Crystal Pepsi / Tab Clear. Released back in the early 90s, these two see-through colas were an attempt to buy into a market that suddenly equated purity with transparency, thanks in large part to a marketing campaign by no-longer-white Ivory liquid soap. Our gullibility was short lived, however, as both products were short lived, disappearing completely by 1994. This was, not coincidentally, the same era that carbonated malt liquor beverage Zima burst onto the scene.

New Coke. Any discussion of failed soda products is incomplete without the debacle that was New Coke. In 1985, the marketing geniuses at Coca-Cola decided for whatever reason to replace their flagship, namesake beverage, generations of devoted fans be damned. Unfortunately, the new recipe was nearly universally reviled, leading to the reintroduction of the OG formula under the brand name “Coca-Cola Classic.” Those with faith in the imagination of the corporate branding drones suggest to this day that the whole thing was a clever advertising ploy, but it’s unlikely they were operating on such a subliminal level. “New Coke” became “Coke II,” and finally simply disappeared in the mid-90s.

Coca-Cola Blak. Abhorrent trendy misspelling aside, Coke’s Blak soda wasn’t a terrible idea. A “premium blend” aimed at adults, with the “essence of coffee” and “uniquely invigorating.” Basically, hyper caffeinated coffee Coke. Sounds like a win, right? It rolled out domestically in April of 2006, but, alas, fell flat as a two day old open can of cola, and was discontinued in 2008.

Fruitopia. Launched in 1994, Fruitopia was a fruit flavored product with trippy names, like Strawberry Passion Awareness and Tangerine Wavelength, aimed at the youth market. Available everywhere from soda fountains to vending machines in schools and at colleges, the brand tried to plug into the subculture with “hippie poetry” and underground bands, such as The Muffs and Cocteau Twins, as well as a product placement on the Simpsons, in their $30 million initial marketing campaigns. It was met with such success that it soon rolled out sugary flavored tea varieties, and carried on until the early 2000s, when, ironically, Coke’s own Minute Maid brand cannibalized Fruitopia’s market share.

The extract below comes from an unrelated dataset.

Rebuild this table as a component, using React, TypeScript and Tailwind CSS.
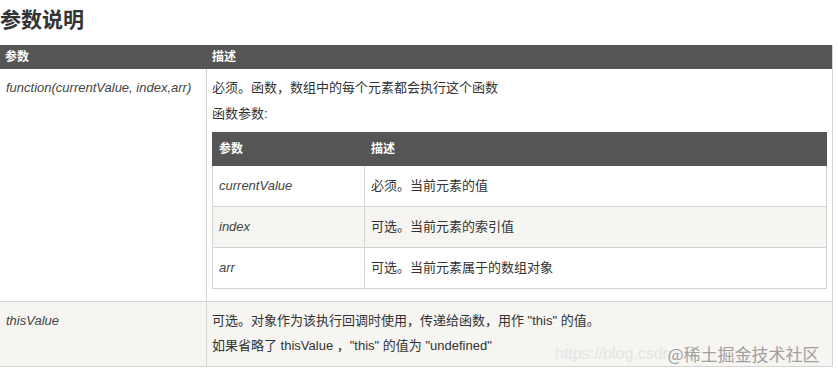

OK Soda. When research discovered in 1993 that the only word more recognizable across all the world’s languages than “Coke” was “OK,” a new product line was born. Helmed by the same marketing master who brought us New Coke, it was determined that this ubiquitously named label should aimed at the disenfranchised Generation X set, with “edgy” labels and the slogan, “Things are going to be OK.” Which, alas, wasn’t true for the optimistic upstart, which Coke pulled the plug on just months after launch.

Dasani. Okay, you’re right: They still make Dasani. But the much maligned bottled water product is absolutely worth mentioning when discussing Coke’s plunge into the “health” market. Between being marketed in the UK as “bottled spunk” and being outed as, rather than “spring water,” instead merely tap water that has undergone “reverse osmosis”—to Coke’s credit, they never implied it was anything else, though they play up the “pure” angle—the company has drawn public ire for adding ingredients and sourcing their water from intensely drought stricken areas.